Rows from a dataset of pages and code:
* * * *

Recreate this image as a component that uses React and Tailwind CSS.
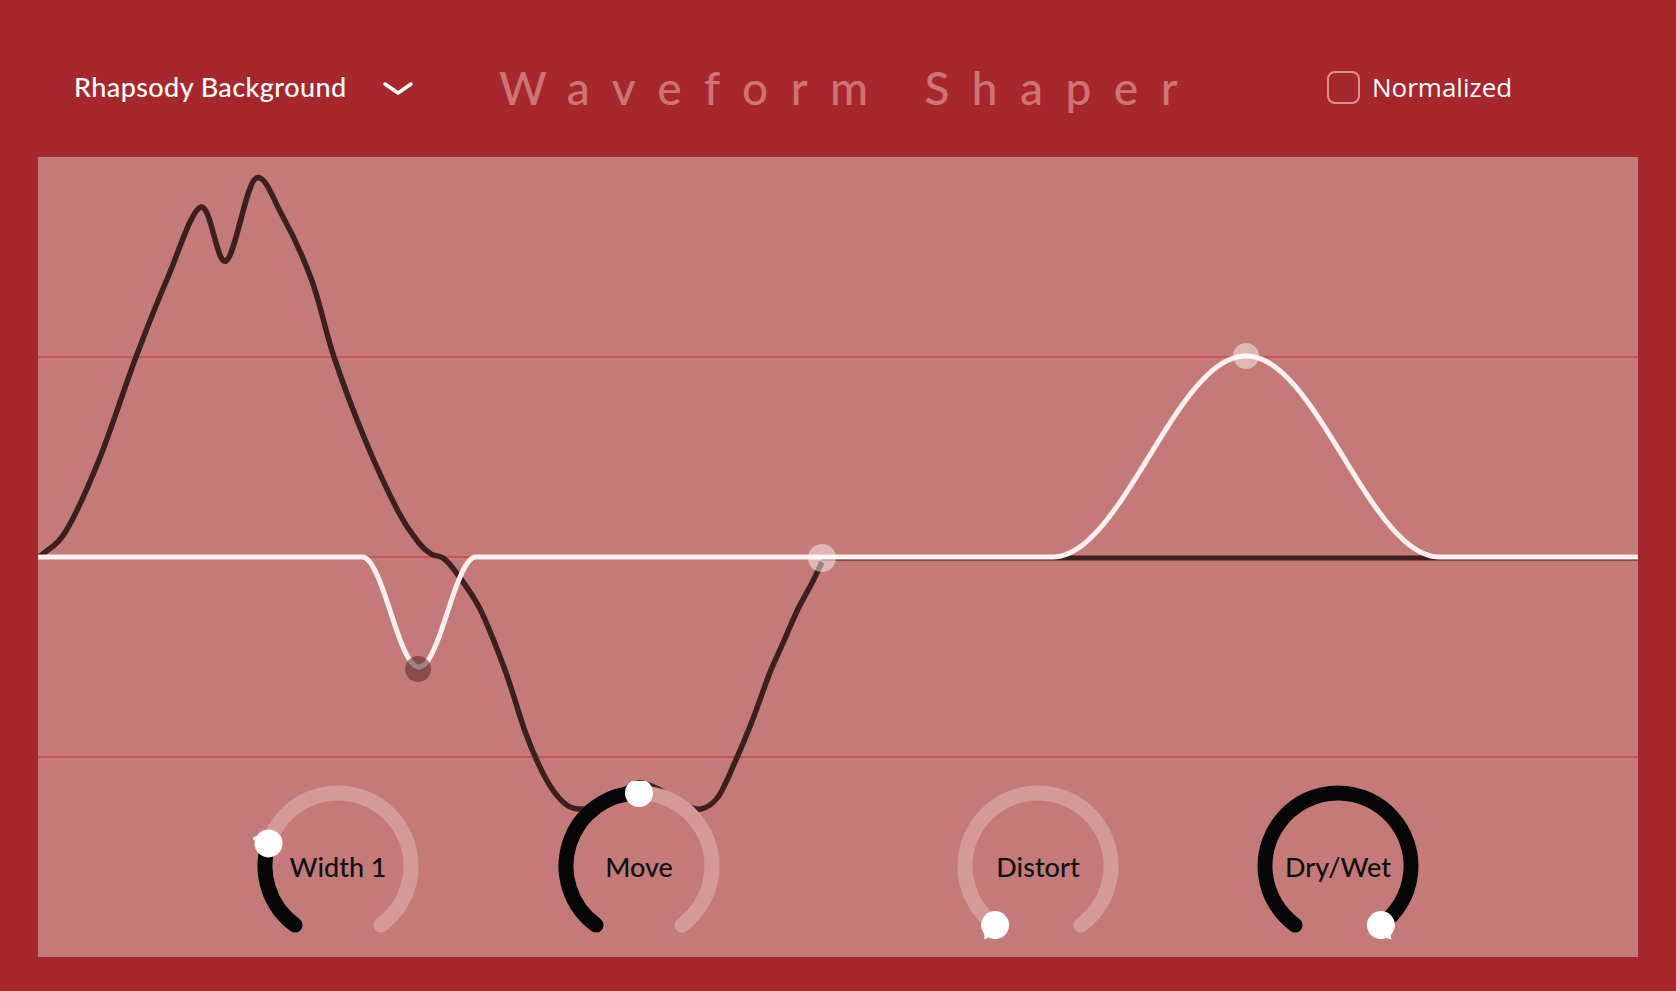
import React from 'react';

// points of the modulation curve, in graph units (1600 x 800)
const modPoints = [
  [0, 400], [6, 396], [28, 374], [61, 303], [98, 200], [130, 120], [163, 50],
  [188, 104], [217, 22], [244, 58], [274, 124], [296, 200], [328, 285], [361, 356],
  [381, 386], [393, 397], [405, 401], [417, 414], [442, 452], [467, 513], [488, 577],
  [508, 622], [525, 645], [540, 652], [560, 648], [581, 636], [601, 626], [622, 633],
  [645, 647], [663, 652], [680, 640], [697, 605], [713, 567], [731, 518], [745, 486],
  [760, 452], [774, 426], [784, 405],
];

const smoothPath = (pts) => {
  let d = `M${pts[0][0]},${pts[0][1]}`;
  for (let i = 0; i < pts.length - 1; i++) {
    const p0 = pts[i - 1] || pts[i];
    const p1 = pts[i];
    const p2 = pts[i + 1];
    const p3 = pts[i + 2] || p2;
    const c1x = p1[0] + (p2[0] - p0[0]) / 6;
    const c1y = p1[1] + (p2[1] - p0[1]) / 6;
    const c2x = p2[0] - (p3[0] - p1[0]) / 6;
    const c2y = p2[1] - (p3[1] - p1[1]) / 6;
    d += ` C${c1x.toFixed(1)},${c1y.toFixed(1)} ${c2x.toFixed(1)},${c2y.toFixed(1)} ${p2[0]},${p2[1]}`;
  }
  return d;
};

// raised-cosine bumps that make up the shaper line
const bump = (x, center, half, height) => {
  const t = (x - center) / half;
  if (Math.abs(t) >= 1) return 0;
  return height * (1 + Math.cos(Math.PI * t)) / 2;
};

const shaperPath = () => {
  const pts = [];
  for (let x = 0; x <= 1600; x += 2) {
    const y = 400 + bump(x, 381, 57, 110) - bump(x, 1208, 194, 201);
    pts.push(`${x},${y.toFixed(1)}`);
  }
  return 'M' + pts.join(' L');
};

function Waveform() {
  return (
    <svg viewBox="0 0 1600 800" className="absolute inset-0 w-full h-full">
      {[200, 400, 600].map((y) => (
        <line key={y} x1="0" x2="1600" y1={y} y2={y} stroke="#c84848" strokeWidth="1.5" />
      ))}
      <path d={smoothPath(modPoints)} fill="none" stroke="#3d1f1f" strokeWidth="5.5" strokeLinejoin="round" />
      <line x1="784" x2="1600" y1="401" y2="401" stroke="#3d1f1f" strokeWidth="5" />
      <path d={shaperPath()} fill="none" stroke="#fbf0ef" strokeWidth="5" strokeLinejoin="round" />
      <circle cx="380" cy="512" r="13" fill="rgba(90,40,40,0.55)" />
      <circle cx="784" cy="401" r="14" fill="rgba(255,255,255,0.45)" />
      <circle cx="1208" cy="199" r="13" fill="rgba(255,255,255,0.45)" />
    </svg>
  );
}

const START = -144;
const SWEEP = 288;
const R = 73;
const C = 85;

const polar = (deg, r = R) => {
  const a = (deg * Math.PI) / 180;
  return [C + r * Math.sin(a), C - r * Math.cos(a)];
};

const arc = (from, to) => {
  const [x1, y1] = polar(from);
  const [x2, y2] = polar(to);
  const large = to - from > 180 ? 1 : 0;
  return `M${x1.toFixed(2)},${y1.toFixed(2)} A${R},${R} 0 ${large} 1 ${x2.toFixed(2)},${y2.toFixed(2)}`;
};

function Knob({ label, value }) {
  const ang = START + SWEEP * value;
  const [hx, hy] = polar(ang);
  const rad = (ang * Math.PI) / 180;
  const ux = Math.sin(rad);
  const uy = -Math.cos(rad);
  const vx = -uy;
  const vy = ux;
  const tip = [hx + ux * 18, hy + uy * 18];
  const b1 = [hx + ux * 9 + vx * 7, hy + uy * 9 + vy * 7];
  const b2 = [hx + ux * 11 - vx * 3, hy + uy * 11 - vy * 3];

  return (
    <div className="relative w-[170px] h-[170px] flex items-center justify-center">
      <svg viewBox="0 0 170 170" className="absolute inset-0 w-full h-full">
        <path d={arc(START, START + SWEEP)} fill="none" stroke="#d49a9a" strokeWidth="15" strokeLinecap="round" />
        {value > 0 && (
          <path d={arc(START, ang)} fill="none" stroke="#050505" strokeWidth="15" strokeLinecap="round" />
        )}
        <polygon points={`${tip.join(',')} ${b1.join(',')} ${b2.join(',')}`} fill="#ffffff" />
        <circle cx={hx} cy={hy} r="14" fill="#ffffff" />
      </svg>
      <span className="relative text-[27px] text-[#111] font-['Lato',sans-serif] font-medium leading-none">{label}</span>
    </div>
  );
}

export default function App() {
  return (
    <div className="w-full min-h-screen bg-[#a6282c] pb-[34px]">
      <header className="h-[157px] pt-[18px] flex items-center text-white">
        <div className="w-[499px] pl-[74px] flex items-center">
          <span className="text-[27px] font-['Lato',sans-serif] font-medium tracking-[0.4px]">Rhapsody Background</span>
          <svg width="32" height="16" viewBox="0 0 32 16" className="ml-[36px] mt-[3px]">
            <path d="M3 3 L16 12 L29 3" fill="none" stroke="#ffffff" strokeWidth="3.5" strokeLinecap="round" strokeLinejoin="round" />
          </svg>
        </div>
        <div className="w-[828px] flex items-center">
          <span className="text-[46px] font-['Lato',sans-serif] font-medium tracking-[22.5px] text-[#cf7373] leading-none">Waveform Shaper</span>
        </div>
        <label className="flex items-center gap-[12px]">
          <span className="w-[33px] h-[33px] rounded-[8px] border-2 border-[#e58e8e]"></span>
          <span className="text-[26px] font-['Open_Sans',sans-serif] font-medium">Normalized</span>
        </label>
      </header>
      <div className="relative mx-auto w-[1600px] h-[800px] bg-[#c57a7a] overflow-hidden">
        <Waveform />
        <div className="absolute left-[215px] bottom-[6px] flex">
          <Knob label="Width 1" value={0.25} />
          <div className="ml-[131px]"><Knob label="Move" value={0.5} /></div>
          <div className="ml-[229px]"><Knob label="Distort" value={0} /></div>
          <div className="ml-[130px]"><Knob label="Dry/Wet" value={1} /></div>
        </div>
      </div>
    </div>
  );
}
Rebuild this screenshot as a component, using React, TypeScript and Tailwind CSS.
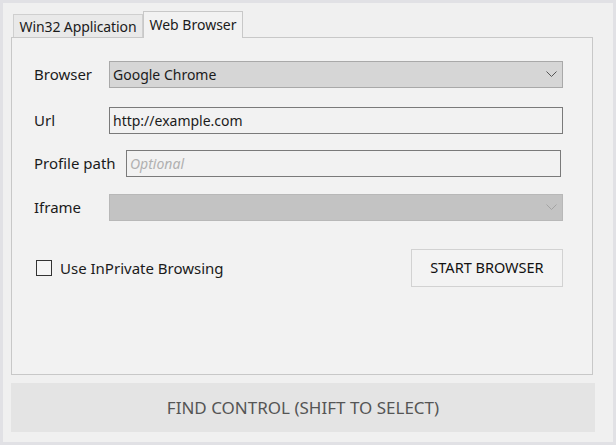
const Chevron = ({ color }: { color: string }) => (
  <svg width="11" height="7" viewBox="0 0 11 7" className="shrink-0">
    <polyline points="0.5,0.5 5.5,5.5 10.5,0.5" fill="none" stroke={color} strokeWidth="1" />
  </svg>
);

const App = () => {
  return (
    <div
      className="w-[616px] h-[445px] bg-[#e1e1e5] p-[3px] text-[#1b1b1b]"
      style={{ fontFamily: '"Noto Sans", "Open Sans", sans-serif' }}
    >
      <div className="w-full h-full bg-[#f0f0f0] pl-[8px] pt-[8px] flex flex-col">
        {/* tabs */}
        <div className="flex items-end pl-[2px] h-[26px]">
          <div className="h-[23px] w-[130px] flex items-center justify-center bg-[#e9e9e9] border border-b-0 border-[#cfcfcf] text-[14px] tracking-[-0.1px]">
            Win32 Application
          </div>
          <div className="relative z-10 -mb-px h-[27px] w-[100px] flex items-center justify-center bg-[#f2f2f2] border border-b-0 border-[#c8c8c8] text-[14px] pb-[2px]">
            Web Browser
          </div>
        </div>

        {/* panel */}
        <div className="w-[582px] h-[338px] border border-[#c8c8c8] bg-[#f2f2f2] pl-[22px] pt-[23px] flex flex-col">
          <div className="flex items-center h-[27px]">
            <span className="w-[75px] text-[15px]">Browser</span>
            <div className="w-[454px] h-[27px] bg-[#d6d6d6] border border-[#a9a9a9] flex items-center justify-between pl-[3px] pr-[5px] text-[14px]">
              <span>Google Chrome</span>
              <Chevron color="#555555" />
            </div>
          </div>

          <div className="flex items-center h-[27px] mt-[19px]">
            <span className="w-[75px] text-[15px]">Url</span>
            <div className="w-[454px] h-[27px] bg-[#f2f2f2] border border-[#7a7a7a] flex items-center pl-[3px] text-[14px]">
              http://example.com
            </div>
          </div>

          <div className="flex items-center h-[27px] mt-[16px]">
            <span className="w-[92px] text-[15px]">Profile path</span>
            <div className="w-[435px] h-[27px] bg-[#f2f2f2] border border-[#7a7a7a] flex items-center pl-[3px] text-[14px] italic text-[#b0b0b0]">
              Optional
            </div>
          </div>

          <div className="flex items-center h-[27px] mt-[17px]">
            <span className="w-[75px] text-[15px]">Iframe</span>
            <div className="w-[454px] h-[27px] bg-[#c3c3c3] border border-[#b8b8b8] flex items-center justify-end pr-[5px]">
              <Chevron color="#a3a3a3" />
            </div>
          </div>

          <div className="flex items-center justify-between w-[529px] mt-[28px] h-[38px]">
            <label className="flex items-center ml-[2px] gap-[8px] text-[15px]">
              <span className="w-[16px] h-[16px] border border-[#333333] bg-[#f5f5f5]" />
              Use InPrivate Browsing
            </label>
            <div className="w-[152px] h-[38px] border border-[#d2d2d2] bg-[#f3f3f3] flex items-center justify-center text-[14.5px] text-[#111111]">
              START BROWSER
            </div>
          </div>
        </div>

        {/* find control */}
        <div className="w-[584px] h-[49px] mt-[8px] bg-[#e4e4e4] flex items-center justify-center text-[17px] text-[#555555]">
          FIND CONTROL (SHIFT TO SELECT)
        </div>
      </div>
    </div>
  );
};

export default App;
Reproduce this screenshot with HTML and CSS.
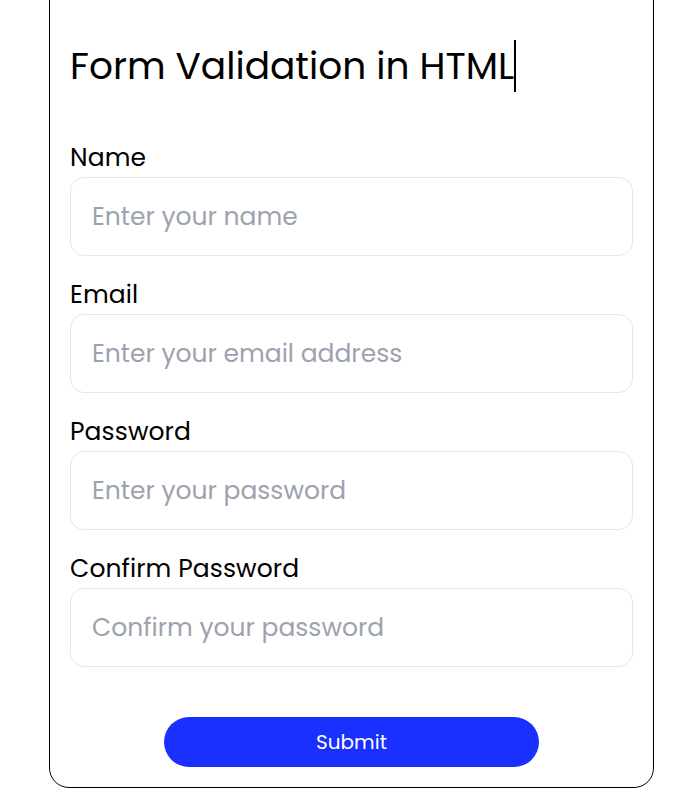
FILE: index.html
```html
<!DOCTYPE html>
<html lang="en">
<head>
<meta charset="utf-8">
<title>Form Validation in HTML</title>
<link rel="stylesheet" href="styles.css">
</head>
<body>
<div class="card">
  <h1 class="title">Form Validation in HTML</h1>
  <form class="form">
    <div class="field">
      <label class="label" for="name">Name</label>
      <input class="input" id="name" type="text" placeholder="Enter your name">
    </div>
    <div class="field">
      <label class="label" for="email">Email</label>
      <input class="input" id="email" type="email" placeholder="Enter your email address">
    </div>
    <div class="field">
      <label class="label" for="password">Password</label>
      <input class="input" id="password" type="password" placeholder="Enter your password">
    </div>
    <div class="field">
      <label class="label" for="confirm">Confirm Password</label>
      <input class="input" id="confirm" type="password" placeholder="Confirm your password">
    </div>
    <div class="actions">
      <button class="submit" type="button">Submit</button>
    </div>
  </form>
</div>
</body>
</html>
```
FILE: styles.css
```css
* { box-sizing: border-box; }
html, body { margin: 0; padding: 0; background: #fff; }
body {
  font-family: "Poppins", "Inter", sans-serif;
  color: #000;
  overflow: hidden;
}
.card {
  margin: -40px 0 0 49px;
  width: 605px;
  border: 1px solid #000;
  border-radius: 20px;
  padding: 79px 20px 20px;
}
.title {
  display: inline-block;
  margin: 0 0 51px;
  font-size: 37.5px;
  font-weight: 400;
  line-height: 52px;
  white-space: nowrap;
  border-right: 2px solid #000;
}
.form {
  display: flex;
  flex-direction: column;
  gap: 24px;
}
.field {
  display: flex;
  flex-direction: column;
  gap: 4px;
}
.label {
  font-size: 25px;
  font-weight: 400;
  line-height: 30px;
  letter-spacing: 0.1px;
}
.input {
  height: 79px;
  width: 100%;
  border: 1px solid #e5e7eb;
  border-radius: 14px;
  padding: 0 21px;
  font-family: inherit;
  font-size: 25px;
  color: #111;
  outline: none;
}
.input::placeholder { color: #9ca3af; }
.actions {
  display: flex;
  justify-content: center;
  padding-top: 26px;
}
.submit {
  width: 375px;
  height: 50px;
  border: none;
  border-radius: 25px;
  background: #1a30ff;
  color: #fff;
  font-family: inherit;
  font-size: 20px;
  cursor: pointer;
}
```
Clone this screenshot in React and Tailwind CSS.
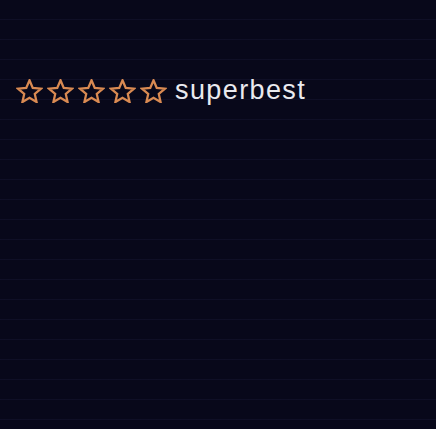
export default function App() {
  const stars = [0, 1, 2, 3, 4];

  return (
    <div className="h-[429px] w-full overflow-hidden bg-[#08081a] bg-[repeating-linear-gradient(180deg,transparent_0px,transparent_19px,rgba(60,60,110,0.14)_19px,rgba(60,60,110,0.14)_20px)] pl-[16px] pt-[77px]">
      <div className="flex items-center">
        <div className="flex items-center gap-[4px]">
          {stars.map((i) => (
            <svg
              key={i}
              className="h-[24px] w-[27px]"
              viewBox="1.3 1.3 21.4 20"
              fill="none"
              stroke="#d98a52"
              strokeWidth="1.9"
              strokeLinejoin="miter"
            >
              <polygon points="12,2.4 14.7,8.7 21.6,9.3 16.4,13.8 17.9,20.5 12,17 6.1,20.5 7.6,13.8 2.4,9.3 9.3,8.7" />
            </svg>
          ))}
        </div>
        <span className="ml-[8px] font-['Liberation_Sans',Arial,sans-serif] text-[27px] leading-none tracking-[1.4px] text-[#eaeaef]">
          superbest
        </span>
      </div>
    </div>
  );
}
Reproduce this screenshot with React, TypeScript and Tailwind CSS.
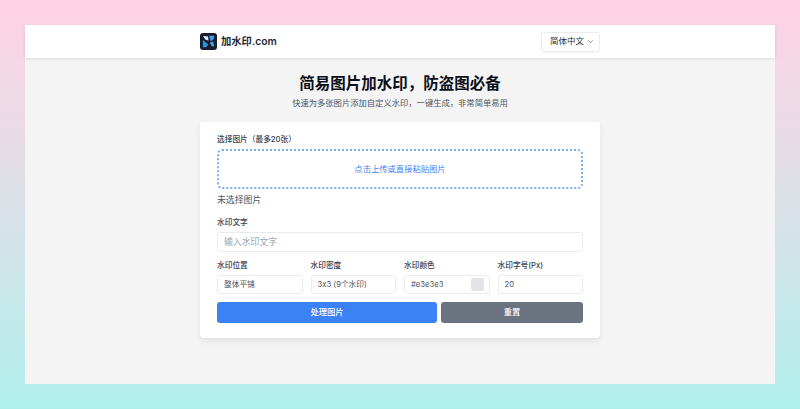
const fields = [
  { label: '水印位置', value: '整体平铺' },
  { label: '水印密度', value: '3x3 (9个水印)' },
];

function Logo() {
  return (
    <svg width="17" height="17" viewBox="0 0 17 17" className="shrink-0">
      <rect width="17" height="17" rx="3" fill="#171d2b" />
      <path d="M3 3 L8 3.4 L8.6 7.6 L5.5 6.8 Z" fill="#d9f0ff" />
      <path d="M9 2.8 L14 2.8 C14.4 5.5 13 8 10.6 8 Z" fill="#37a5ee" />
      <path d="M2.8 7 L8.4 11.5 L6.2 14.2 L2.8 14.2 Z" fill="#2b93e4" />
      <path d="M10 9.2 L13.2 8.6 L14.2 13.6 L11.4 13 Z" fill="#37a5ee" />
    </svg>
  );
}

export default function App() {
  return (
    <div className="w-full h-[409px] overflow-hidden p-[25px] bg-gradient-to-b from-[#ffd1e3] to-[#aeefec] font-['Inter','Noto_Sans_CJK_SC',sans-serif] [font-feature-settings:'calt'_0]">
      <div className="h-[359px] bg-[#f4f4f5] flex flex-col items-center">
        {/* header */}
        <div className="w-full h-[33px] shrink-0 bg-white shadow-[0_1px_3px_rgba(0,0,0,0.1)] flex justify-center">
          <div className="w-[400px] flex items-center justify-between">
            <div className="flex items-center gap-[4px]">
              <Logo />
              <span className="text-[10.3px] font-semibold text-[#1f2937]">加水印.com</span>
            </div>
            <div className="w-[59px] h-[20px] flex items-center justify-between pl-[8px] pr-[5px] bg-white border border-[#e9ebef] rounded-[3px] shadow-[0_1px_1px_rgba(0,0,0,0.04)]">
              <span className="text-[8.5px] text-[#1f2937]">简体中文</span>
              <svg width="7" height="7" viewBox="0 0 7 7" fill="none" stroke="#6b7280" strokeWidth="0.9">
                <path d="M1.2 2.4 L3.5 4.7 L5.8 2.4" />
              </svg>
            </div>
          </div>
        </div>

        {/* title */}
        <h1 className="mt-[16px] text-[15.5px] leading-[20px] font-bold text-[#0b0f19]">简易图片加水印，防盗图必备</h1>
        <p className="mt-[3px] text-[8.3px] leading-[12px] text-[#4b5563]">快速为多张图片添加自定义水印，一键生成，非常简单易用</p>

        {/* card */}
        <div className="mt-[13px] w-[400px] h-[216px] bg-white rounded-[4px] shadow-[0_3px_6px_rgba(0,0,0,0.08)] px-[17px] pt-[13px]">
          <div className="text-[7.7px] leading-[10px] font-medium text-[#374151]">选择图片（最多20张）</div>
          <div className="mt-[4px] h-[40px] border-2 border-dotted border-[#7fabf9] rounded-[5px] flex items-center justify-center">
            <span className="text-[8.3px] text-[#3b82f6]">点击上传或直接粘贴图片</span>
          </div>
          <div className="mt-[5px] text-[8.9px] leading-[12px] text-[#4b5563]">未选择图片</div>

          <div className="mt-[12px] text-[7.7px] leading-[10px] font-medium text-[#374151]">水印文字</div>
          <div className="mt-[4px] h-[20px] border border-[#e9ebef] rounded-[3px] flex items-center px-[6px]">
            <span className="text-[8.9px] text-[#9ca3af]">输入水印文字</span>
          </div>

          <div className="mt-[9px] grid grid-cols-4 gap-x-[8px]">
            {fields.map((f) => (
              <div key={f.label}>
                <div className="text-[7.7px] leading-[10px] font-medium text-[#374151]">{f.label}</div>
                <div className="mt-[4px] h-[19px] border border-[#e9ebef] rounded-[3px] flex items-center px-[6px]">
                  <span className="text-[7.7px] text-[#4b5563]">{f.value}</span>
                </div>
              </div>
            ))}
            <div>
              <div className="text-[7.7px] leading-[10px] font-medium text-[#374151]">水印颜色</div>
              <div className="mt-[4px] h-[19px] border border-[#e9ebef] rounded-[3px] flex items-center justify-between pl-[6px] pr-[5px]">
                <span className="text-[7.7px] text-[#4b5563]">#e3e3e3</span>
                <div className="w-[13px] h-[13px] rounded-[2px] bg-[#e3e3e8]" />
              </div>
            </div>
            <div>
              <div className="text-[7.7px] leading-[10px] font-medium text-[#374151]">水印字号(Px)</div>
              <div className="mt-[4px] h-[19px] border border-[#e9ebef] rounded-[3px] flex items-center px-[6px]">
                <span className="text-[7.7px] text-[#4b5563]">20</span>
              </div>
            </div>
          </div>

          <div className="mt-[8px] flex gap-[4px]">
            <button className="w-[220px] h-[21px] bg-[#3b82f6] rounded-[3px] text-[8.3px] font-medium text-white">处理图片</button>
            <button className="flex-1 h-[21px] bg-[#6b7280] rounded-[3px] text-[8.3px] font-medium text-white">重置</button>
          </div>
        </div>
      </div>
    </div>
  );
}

* * * *

Copy out all lines from the material above that contain the string "Reproduce".

Reproduce this screenshot with HTML and CSS.
Reproduce this screenshot with React, TypeScript and Tailwind CSS.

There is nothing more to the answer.